Conseguido ya el reconocimiento del derecho a la autodeterminación, Kleist apostaba por avanzar hacia la independencia. No es que Hammond la rechace, y parece claro que proclamarla será solo cuestión de tiempo, gobierne quien gobierne, pero su partido ha guardado tradicionalmente una cercana relación con su hermano de Copenhague. Tanto el ex primer ministro como la nueva son partidarios de la apertura de la explotación de los recursos minerales. Esta claro el motivo: solo así se dejará de depender de Dinamarca.
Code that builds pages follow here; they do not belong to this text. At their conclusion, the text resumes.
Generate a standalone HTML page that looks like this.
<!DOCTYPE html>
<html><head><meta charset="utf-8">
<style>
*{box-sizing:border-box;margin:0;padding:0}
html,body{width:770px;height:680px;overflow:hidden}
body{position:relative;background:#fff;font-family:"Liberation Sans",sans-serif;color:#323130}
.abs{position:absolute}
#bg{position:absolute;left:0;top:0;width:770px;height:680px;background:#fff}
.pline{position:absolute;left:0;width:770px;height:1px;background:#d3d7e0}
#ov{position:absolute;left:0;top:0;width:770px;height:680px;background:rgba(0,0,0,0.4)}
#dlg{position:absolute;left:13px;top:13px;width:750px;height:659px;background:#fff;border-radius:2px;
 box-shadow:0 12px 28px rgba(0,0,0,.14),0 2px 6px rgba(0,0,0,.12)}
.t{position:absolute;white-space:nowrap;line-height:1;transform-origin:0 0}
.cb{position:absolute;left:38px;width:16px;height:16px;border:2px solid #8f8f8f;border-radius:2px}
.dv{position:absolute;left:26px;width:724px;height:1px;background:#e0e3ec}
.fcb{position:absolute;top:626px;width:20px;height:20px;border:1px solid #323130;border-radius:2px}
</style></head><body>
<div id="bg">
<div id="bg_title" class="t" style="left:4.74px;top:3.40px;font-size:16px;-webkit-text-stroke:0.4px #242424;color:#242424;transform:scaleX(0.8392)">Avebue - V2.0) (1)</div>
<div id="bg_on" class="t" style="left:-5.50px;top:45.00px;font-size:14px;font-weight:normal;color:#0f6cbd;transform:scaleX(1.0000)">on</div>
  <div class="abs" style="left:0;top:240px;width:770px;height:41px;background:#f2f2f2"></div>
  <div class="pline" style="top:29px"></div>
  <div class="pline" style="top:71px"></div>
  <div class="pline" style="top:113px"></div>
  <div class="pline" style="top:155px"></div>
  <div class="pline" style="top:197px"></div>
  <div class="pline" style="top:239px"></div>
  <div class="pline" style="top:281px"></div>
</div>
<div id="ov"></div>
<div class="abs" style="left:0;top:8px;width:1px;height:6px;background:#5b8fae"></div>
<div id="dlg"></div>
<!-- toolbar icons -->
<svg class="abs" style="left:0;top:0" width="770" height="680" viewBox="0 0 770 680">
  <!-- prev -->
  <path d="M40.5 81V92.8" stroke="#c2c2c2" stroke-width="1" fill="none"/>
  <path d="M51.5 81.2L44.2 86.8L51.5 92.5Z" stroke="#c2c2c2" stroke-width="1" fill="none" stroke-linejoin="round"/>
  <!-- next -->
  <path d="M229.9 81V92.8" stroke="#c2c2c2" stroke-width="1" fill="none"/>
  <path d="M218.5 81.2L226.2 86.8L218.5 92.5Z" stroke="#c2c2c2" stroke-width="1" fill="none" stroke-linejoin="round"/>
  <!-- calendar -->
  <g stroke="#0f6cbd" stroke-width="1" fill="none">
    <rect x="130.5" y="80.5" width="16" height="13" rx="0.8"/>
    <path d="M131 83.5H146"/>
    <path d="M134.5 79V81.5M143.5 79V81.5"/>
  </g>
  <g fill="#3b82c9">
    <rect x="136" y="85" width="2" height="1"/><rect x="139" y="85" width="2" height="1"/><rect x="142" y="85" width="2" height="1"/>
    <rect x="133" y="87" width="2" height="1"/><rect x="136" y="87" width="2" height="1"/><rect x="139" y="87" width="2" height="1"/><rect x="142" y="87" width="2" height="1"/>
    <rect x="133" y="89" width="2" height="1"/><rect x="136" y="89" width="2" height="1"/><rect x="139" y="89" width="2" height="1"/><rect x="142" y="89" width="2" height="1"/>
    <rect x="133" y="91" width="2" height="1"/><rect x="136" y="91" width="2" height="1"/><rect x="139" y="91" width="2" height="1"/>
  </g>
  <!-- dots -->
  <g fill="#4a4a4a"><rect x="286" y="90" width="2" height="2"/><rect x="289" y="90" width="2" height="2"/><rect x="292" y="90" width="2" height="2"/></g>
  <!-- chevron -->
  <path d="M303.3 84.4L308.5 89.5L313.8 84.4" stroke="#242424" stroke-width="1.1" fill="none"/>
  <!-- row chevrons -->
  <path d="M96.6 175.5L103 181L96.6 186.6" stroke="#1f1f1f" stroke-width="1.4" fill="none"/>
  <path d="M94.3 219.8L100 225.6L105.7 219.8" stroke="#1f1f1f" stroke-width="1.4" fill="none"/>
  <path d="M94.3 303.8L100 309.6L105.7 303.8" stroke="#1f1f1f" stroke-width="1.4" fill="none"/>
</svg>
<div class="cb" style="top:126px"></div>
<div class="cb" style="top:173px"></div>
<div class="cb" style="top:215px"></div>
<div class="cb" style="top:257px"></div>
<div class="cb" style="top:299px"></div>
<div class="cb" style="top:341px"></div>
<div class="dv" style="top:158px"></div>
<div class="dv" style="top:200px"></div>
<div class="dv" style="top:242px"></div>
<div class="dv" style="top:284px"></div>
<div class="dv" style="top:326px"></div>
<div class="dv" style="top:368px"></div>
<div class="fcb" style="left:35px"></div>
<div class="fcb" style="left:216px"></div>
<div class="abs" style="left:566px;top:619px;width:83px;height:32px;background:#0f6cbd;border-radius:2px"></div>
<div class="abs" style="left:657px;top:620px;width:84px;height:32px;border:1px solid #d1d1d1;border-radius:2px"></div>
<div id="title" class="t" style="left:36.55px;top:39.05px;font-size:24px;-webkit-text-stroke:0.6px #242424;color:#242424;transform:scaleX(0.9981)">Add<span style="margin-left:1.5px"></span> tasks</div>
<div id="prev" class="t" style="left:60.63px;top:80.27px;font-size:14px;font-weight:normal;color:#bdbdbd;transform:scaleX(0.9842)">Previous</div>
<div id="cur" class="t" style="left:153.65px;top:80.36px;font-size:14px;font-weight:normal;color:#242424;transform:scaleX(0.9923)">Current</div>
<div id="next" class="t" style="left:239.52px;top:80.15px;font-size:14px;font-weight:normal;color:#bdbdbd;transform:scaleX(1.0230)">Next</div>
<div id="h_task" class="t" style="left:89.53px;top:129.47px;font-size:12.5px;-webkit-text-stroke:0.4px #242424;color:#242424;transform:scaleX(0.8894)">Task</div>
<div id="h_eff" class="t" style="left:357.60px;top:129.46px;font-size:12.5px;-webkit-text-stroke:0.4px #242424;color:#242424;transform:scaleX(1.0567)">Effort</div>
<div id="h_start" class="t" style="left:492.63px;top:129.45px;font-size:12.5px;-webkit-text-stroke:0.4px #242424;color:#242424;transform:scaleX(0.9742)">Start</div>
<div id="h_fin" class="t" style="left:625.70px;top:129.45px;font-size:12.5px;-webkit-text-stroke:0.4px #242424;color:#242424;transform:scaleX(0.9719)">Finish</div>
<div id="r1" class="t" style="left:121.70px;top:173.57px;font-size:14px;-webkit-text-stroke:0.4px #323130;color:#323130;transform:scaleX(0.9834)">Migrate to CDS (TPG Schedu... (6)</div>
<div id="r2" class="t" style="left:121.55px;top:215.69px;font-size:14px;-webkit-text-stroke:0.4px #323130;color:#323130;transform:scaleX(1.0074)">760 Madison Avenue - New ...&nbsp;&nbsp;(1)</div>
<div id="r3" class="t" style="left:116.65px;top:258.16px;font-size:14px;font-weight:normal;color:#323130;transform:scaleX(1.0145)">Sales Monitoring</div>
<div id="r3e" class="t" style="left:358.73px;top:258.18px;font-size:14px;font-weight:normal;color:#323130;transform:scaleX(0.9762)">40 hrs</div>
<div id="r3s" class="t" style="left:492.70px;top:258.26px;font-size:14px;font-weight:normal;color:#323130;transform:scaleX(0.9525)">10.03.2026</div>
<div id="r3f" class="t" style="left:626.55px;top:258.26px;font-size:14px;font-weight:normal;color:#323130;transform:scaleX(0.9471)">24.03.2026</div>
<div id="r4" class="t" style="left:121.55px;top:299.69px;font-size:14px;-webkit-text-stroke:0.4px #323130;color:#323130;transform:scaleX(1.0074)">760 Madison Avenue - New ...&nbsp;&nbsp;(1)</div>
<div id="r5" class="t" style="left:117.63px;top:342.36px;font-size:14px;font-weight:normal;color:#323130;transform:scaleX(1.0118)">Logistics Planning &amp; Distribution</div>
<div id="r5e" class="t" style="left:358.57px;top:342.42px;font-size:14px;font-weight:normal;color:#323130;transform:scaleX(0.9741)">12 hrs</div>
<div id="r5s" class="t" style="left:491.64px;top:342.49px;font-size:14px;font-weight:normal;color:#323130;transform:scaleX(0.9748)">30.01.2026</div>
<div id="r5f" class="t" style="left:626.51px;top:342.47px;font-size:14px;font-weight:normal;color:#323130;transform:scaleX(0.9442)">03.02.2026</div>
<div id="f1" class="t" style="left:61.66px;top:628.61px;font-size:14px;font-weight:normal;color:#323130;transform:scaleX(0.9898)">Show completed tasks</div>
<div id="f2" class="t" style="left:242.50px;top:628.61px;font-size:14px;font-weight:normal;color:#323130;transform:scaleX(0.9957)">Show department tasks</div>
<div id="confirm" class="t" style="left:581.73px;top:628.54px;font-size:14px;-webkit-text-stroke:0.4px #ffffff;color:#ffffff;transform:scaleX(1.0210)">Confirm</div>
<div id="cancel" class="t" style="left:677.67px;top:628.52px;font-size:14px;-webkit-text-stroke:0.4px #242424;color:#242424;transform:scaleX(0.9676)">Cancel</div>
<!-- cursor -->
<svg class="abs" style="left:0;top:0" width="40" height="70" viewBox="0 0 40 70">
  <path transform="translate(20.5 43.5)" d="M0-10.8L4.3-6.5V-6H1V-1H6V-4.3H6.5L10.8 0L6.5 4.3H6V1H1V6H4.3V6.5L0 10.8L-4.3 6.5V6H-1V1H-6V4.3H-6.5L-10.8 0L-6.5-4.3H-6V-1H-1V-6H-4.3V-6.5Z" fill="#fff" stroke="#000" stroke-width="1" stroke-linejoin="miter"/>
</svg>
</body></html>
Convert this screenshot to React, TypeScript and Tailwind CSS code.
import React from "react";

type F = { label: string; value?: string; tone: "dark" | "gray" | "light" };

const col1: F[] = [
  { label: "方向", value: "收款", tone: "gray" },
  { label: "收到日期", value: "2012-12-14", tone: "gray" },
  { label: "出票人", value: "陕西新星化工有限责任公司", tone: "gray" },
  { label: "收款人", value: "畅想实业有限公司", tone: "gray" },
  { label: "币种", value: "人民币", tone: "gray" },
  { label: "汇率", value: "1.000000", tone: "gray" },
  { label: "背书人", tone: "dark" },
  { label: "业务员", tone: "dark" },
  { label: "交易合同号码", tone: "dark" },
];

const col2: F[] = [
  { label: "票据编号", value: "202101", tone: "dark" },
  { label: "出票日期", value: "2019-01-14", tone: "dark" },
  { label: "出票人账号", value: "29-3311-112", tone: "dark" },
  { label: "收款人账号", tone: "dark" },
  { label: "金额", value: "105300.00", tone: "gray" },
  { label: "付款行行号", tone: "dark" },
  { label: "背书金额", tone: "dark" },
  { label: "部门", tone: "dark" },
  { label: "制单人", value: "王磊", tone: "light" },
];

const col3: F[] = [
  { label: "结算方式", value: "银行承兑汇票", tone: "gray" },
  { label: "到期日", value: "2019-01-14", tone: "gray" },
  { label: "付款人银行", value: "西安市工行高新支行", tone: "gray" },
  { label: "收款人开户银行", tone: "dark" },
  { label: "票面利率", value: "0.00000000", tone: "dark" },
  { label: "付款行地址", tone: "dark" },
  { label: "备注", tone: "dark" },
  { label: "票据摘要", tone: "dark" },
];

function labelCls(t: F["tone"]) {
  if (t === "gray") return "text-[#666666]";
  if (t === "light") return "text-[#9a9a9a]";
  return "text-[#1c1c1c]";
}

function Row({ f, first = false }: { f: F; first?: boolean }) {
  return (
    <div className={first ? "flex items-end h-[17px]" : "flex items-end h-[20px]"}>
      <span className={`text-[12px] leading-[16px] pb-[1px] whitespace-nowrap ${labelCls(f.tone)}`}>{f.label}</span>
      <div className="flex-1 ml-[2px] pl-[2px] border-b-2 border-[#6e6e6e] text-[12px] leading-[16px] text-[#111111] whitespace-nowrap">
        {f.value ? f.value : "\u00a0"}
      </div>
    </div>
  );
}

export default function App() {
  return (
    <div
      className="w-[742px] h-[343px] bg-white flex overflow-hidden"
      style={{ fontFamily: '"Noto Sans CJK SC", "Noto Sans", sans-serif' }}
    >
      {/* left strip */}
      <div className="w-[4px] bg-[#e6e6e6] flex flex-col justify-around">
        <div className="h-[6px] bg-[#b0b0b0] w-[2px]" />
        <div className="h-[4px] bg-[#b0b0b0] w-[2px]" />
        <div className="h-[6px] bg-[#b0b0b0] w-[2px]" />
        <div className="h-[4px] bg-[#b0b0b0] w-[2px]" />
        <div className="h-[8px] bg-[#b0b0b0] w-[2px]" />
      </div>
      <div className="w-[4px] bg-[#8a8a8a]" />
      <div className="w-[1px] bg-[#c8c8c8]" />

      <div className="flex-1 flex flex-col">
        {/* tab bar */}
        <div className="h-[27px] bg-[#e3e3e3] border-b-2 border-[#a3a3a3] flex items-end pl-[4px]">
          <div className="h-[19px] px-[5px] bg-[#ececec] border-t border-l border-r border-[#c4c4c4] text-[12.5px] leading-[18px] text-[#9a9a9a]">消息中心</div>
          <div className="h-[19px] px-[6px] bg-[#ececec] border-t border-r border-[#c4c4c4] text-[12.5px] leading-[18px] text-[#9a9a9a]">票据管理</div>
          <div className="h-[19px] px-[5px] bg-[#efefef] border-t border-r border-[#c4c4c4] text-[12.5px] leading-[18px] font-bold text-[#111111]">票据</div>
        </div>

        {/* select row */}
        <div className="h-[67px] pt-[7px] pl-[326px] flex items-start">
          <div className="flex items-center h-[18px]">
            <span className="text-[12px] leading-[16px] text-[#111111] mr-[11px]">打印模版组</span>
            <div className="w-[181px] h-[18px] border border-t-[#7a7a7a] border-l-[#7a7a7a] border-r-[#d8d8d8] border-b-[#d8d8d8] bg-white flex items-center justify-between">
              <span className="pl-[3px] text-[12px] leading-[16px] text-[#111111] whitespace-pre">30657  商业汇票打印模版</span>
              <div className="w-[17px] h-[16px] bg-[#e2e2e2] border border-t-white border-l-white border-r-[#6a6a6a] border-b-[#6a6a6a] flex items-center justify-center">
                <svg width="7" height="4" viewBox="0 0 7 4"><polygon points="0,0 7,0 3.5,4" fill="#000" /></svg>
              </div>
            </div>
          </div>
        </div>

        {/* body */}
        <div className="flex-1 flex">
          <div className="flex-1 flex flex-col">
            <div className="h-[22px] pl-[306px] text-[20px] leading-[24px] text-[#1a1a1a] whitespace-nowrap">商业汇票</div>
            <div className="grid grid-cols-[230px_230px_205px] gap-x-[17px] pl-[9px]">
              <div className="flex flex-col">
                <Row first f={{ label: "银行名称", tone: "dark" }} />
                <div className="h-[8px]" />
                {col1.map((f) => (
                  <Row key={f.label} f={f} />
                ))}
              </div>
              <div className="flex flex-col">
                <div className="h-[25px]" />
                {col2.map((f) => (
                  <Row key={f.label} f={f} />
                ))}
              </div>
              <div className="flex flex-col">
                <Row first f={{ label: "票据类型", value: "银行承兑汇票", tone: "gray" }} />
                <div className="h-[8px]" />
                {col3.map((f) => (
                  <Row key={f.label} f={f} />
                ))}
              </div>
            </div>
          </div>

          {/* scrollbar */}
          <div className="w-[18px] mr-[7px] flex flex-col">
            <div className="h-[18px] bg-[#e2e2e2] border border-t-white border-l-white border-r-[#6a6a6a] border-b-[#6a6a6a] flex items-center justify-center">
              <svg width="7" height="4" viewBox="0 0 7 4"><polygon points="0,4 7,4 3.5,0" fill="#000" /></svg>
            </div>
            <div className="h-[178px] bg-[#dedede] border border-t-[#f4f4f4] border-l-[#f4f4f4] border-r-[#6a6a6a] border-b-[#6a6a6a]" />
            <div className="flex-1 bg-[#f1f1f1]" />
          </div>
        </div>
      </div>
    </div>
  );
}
A juzgar por el veredicto de las urnas, Hammond jugó con más habilidad sus cartas, empezando por la ecologista, al sostener con énfasis que la explotación del subsuelo es compatible con el respeto al medio ambiente y el mantenimiento de las singularidades de la forma de vida autóctona.
La explotación de las tierras raras se ha visto impedida hasta ahora en la práctica por la prohibición, emanada desde Copenhague, de extraer uranio, frecuente e indeseado acompañante de estos escasos y preciados minerales. Pese a los riesgos de una explotación particularmente sucia, y a su vitola ecologista, Hammond, coligada con los liberales y un pequeño partido izquierdista inuit, quiere levantar el veto al uranio, aunque con regulaciones muy estrictas que reduzcan al mínimo el riesgo de contaminación.
Entre tanto, y alegando preocupaciones medioambientales, frena las licencias a las grandes petroleras, como Shell, mientras se preparan nuevas regulaciones de seguridad para prevenir potenciales vertidos en el Ártico, el océano más amenazado y la última frontera económica del planeta. Una comisión parlamentaria debe elaborar controles mucho más estrictos y garantizar la máxima transparencia sobre los riesgos que entrañan las prospecciones en busca de petróleo y gas.
La principal baza durante la campaña de la primera jefa de Gobierno de Islandia –que de niña curtía pieles de foca y cuyo padre murió en un accidente en el hielo mientras cazaba- fue su oposición frontal a la venta del país a los tiburones extranjeros, cuya consecuencia inevitable, sostuvo, sería el fin de la forma de vida tradicional de los inuits. En su programa figuraba convertir el groenlandés en la lengua predominante en la isla. Por su parte, el derrotado primer ministro, que de joven cazó ballenas con arpón, negaba la mayor y sostenía que solo su política garantizaba un flujo de ingresos que permitiría desvincularse cada vez más de Dinamarca.
El tiempo dirá si Hammond cumple lo que promete, si el subsuelo y las aguas de Groenlandia se convierten en un nuevo Eldorado, si los habitantes de la isla se enriquecen con el gas y el petróleo como les ocurrió a los noruegos gracias al crudo del Mar del Norte, si las tierras raras se extraen en cantidades suficientes como para amenazar el monopolio chino, si Pekín se mueve para evitarlo y se hace con una buena porción del pastel, si la independencia llega con rapidez, si la población autóctona es capaz de conservar su estilo de vida tradicional… Demasiados sies, pero suficientes para hacer comprender por qué Groenlandia, hoy, importa, y mucho.